Pubs occupy a unique position among profitable restaurant formats because they combine wet sales (drinks) with food. Drink margins are substantially higher than food margins, which gives pubs a structural advantage.

However, pubs carry higher fixed costs: larger premises, more staff, licensing, and maintenance. The average restaurant profit margin for pubs varies widely, with wet-led pubs often outperforming food-led ones on margin percentage.

For most UK operators weighing profitable restaurant options, a food-and-drink hybrid format like a gastropub often offers a strong combination of margin flexibility and customer appeal.

Fish and Chips

The traditional British chippy remains a surprisingly profitable restaurant concept and ranks among the most profitable restaurant types for operators with limited budgets. Simple menus, minimal waste, and high throughput create a solid business model.

If you're reading this thinking "fish and chips seems too traditional to be a real business opportunity" -- consider that the UK fish and chip sector remains one of the largest takeaway categories in the country (Seafish, 2025). Tradition is not a weakness. It is built-in demand.

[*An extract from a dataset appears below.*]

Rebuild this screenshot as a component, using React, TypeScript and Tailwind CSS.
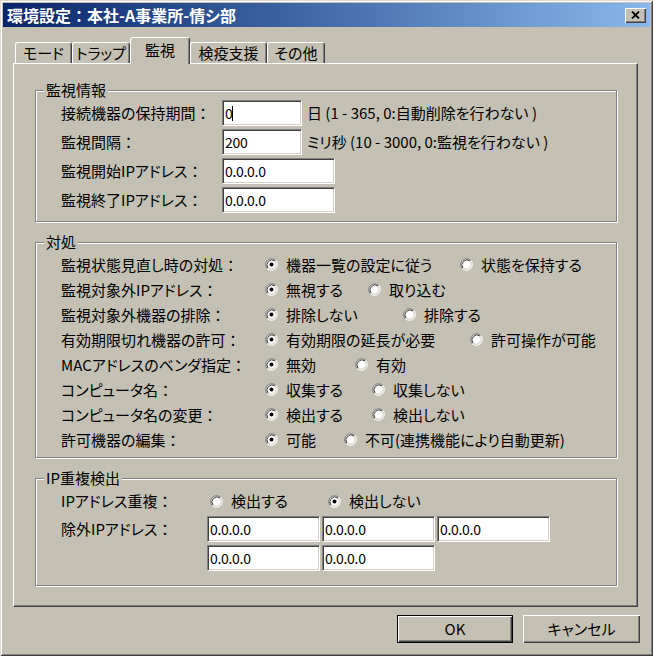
import React from "react";

// classic win2k style dialog: 監視 tab of 環境設定

function Radio({ checked }: { checked?: boolean }) {
  return (
    <svg width="13" height="13" viewBox="0 0 13 13" className="shrink-0">
      <circle cx="6.5" cy="6.5" r="5" fill="#ffffff" />
      <path d="M2.26 10.74 A6 6 0 0 1 10.74 2.26" fill="none" stroke="#808080" />
      <path d="M10.74 2.26 A6 6 0 0 1 2.26 10.74" fill="none" stroke="#ffffff" />
      <path d="M3.0 10.0 A5 5 0 0 1 10.0 3.0" fill="none" stroke="#404040" />
      <path d="M10.0 3.0 A5 5 0 0 1 3.0 10.0" fill="none" stroke="#dcd8cc" />
      {checked && <circle cx="6.5" cy="6.5" r="2" fill="#000000" />}
    </svg>
  );
}

// full width colon keeps its own cell, like the bitmap font does
function Label({ text }: { text: string }) {
  if (!text.endsWith("：")) return <>{text}</>;
  return (
    <>
      {text.slice(0, -1)}
      <span className="[font-feature-settings:normal]">：</span>
    </>
  );
}

function Option({ checked, label }: { checked?: boolean; label: string }) {
  return (
    <div className="flex items-center gap-[8px] whitespace-nowrap">
      <Radio checked={checked} />
      <span>{label}</span>
    </div>
  );
}

function TextBox({
  w,
  value,
  caret,
}: {
  w: string;
  value: string;
  caret?: boolean;
}) {
  return (
    <div
      className={`${w} h-[26px] shrink-0 bg-white border border-t-[#808080] border-l-[#808080] border-r-white border-b-white shadow-[inset_1px_1px_0_#404040,inset_-1px_-1px_0_#d4d0c8] flex items-center pl-[2px] text-[14px] tracking-[-0.3px]`}
    >
      <span>{value}</span>
      {caret && <span className="w-px h-[15px] bg-black" />}
    </div>
  );
}

function Group({
  title,
  children,
}: {
  title: string;
  children: React.ReactNode;
}) {
  return (
    <div className="border border-[#808080] shadow-[1px_1px_0_#ffffff,inset_1px_1px_0_#ffffff]">
      <div className="-mt-[11px] ml-[8px] w-fit px-[2px] bg-[#c4c0b4] leading-[20px]">
        {title}
      </div>
      {children}
    </div>
  );
}

const monitorRows = [
  { label: "接続機器の保持期間：", value: "0", w: "w-[80px]", caret: true, note: "日 (1 - 365, 0:自動削除を行わない )" },
  { label: "監視間隔：", value: "200", w: "w-[80px]", note: "ミリ秒 (10 - 3000, 0:監視を行わない )" },
  { label: "監視開始IPアドレス：", value: "0.0.0.0", w: "w-[113px]" },
  { label: "監視終了IPアドレス：", value: "0.0.0.0", w: "w-[113px]" },
];

const actionRows = [
  { label: "監視状態見直し時の対処：", a: "機器一覧の設定に従う", b: "状態を保持する", w: "w-[195px]" },
  { label: "監視対象外IPアドレス：", a: "無視する", b: "取り込む", w: "w-[103px]" },
  { label: "監視対象外機器の排除：", a: "排除しない", b: "排除する", w: "w-[138px]" },
  { label: "有効期限切れ機器の許可：", a: "有効期限の延長が必要", b: "許可操作が可能", w: "w-[205px]" },
  { label: "MACアドレスのベンダ指定：", a: "無効", b: "有効", w: "w-[90px]" },
  { label: "コンピュータ名：", a: "収集する", b: "収集しない", w: "w-[107px]" },
  { label: "コンピュータ名の変更：", a: "検出する", b: "検出しない", w: "w-[107px]" },
  { label: "許可機器の編集：", a: "可能", b: "不可(連携機能により自動更新)", w: "w-[79px]" },
];

const tabs = [
  { label: "モード", w: "w-[57px]" },
  { label: "トラップ", w: "w-[58px]" },
  { label: "監視", w: "w-[60px]", active: true },
  { label: "検疫支援", w: "w-[77px]" },
  { label: "その他", w: "w-[58px]" },
];

export default function App() {
  return (
    <div className="w-[653px] h-[656px] bg-[#c4c0b4] p-[3px] flex flex-col text-black text-[15px] leading-[20px] font-['Noto_Sans_CJK_JP','Noto_Sans_CJK_SC',sans-serif] [font-feature-settings:'palt'] shadow-[inset_1px_1px_0_#dedad0,inset_-1px_-1px_0_#404040,inset_2px_2px_0_#ffffff,inset_-2px_-2px_0_#808080]">
      {/* title bar */}
      <div className="h-[24px] shrink-0 flex items-center justify-between pl-[4px] pr-[4px] bg-linear-to-r from-[#0a246a] to-[#8cb8ec]">
        <span className="text-white font-bold text-[16px] leading-[24px] whitespace-nowrap">
          環境設定<span className="[font-feature-settings:normal]">：</span>本社-A事業所-情シ部
        </span>
        <div className="w-[21px] h-[15px] bg-[#c4c0b4] flex items-center justify-center shadow-[inset_1px_1px_0_#ffffff,inset_-1px_-1px_0_#404040,inset_-2px_-2px_0_#808080]">
          <svg width="9" height="8" viewBox="0 0 9 8">
            <path d="M1 0.5 L8 7.5 M8 0.5 L1 7.5" stroke="#000" strokeWidth="1.8" />
          </svg>
        </div>
      </div>

      <div className="flex flex-col pl-[10px] pr-[12px] pt-[10px]">
        {/* tabs */}
        <div className="flex items-end h-[26px] ml-[2px]">
          {tabs.map((t) =>
            t.active ? (
              <div
                key={t.label}
                className={`${t.w} h-[27px] -mb-[1px] relative z-10 bg-[#c4c0b4] border-l border-t border-r border-l-white border-t-white border-r-[#404040] shadow-[inset_-1px_0_0_#808080] rounded-t-[3px] flex justify-center pt-[2px] whitespace-nowrap`}
              >
                {t.label}
              </div>
            ) : (
              <div
                key={t.label}
                className={`${t.w} h-[21px] border-l border-t border-r border-l-white border-t-white border-r-[#404040] shadow-[inset_-1px_0_0_#808080] rounded-t-[3px] flex items-center justify-center whitespace-nowrap`}
              >
                {t.label}
              </div>
            )
          )}
        </div>

        {/* tab panel */}
        <div className="h-[544px] border border-t-white border-l-white border-r-[#404040] border-b-[#404040] shadow-[inset_-1px_-1px_0_#808080] pt-[26px] pl-[21px] pr-[20px] flex flex-col gap-[20px]">
          <Group title="監視情報">
            <div className="flex flex-col gap-[3px] pl-[25px] pb-[8px]">
              {monitorRows.map((r) => (
                <div key={r.label} className="flex h-[26px] items-center">
                  <div className="w-[161px] shrink-0 whitespace-nowrap">
                    <Label text={r.label} />
                  </div>
                  <TextBox w={r.w} value={r.value} caret={r.caret} />
                  {r.note && <span className="ml-[5px] whitespace-nowrap">{r.note}</span>}
                </div>
              ))}
            </div>
          </Group>

          <Group title="対処">
            <div className="flex flex-col pl-[25px] pb-[5px]">
              {actionRows.map((r) => (
                <div key={r.label} className="flex h-[25px] items-center">
                  <div className="w-[204px] shrink-0 whitespace-nowrap">
                    <Label text={r.label} />
                  </div>
                  <div className={`${r.w} shrink-0`}>
                    <Option checked label={r.a} />
                  </div>
                  <Option label={r.b} />
                </div>
              ))}
            </div>
          </Group>

          <Group title="IP重複検出">
            <div className="flex flex-col pl-[25px] pb-[14px]">
              <div className="flex h-[26px] items-center">
                <div className="w-[146px] shrink-0">
                  <Label text="IPアドレス重複：" />
                </div>
                <div className="w-[121px] shrink-0 pl-[3px]">
                  <Option label="検出する" />
                </div>
                <Option checked label="検出しない" />
              </div>
              <div className="flex mt-[2px]">
                <div className="w-[146px] shrink-0 leading-[26px]">
                  <Label text="除外IPアドレス：" />
                </div>
                <div className="flex flex-col gap-[3px]">
                  <div className="flex gap-[2px]">
                    <TextBox w="w-[113px]" value="0.0.0.0" />
                    <TextBox w="w-[113px]" value="0.0.0.0" />
                    <TextBox w="w-[113px]" value="0.0.0.0" />
                  </div>
                  <div className="flex gap-[2px]">
                    <TextBox w="w-[113px]" value="0.0.0.0" />
                    <TextBox w="w-[113px]" value="0.0.0.0" />
                  </div>
                </div>
              </div>
            </div>
          </Group>
        </div>

        {/* buttons */}
        <div className="flex justify-end gap-[10px] mt-[8px] -mr-[2px]">
          <button className="w-[116px] h-[28px] border border-black bg-[#c4c0b4] shadow-[inset_1px_1px_0_#ffffff,inset_-1px_-1px_0_#404040,inset_-2px_-2px_0_#808080]">
            OK
          </button>
          <button className="w-[117px] h-[28px] bg-[#c4c0b4] shadow-[inset_1px_1px_0_#ffffff,inset_-1px_-1px_0_#404040,inset_-2px_-2px_0_#808080]">
            キャンセル
          </button>
        </div>
      </div>
    </div>
  );
}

Lower-Margin, Higher-Revenue: Fine Dining and Full-Service

Here's where it gets counterintuitive. Fine dining generates the highest revenue per cover but often the lowest profit percentage -- a surprise when comparing the most profitable restaurant types we have covered.

Fine Dining

A fine dining restaurant charges a premium price per head. That sounds enormously profitable until you factor in premium ingredients, high staffing ratios, prestige rents, and low cover counts per service.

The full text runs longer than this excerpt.